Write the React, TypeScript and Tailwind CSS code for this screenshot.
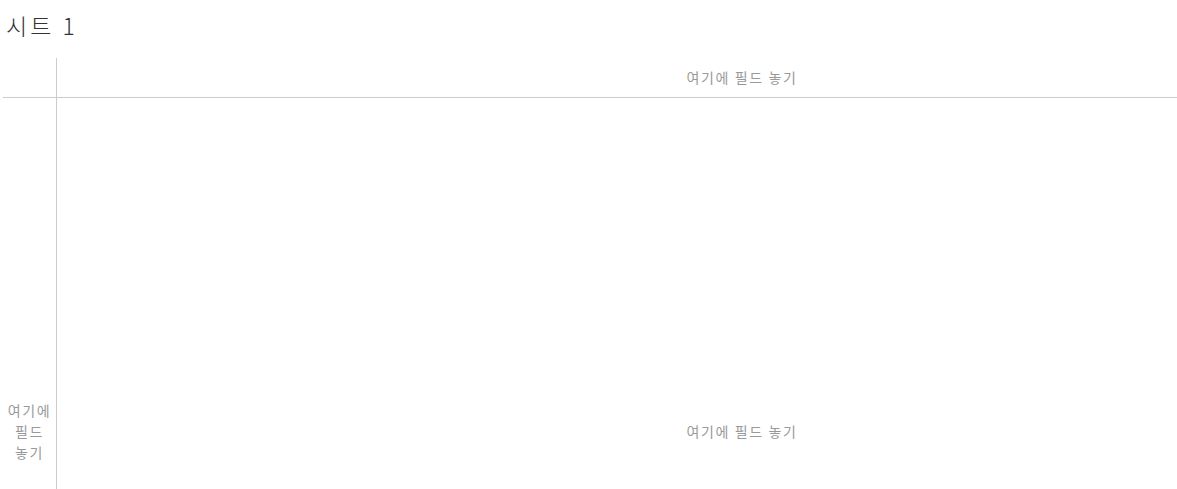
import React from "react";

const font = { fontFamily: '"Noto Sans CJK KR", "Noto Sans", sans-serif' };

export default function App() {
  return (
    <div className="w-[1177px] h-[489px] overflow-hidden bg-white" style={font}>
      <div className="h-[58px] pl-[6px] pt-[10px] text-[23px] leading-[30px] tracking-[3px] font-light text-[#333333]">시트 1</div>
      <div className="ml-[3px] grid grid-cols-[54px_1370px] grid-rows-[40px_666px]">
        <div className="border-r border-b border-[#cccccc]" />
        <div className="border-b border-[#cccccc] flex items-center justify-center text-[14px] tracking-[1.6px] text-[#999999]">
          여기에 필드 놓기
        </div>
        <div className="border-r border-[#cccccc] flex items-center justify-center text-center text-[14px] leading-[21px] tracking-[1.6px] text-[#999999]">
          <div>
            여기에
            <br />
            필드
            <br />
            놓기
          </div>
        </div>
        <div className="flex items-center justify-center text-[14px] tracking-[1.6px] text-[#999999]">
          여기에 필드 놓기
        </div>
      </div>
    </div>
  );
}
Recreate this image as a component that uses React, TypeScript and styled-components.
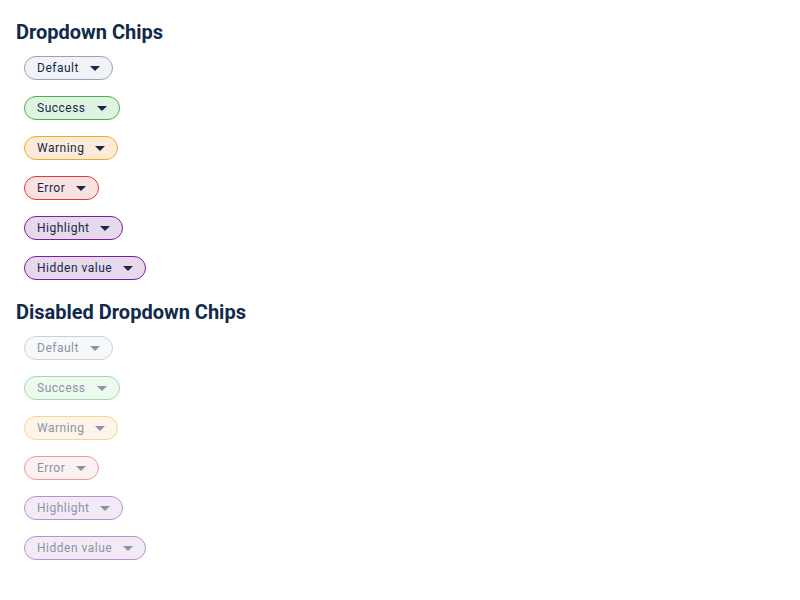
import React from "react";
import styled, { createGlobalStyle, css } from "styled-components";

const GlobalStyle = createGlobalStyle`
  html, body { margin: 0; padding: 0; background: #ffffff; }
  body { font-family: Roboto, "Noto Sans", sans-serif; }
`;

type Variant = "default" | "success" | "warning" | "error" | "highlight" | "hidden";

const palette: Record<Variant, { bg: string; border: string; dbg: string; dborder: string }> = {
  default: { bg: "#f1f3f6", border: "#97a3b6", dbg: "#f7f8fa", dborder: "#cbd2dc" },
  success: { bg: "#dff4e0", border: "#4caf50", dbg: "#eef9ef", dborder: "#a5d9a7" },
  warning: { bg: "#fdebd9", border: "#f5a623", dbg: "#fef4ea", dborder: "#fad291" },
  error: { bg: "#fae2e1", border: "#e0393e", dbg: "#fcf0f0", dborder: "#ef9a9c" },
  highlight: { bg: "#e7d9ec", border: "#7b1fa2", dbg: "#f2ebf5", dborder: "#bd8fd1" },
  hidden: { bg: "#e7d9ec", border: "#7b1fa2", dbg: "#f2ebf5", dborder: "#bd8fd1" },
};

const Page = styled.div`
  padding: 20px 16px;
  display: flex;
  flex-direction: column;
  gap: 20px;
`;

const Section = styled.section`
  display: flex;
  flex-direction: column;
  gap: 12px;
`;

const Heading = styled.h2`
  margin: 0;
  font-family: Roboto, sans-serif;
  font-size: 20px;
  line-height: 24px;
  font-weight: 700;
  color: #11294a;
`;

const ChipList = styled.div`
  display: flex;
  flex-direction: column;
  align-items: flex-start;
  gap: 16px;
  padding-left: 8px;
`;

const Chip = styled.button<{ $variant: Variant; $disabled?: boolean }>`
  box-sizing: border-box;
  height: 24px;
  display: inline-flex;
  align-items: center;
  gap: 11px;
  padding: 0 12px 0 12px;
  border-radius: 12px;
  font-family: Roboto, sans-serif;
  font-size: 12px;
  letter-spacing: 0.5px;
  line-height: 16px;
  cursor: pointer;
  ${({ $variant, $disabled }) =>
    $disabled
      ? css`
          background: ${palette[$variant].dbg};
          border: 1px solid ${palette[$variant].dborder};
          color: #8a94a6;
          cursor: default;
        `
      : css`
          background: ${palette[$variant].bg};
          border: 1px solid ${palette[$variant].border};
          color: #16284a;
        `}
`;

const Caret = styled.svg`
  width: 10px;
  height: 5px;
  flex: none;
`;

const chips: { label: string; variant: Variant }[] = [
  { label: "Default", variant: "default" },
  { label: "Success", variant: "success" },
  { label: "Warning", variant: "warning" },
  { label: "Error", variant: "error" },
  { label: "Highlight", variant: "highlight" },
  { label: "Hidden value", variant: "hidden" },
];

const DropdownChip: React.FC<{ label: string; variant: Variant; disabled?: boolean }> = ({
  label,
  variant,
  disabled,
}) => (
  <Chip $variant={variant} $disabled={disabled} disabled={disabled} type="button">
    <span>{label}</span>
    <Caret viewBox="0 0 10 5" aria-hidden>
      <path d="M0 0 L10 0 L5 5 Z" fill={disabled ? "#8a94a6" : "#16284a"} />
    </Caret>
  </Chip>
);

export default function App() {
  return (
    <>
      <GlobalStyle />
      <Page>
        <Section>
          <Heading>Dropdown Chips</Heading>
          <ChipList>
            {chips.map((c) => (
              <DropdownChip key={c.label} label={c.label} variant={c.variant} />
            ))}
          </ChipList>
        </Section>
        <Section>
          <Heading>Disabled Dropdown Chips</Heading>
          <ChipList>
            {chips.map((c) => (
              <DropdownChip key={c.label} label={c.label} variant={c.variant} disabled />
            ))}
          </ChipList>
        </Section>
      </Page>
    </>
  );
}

* [Exercise description] Read the entries and select each line where the word "this" is found.

* [Reply]
Write the React, TypeScript and Tailwind CSS code for this screenshot.
Recreate this image as a component that uses React, TypeScript and styled-components.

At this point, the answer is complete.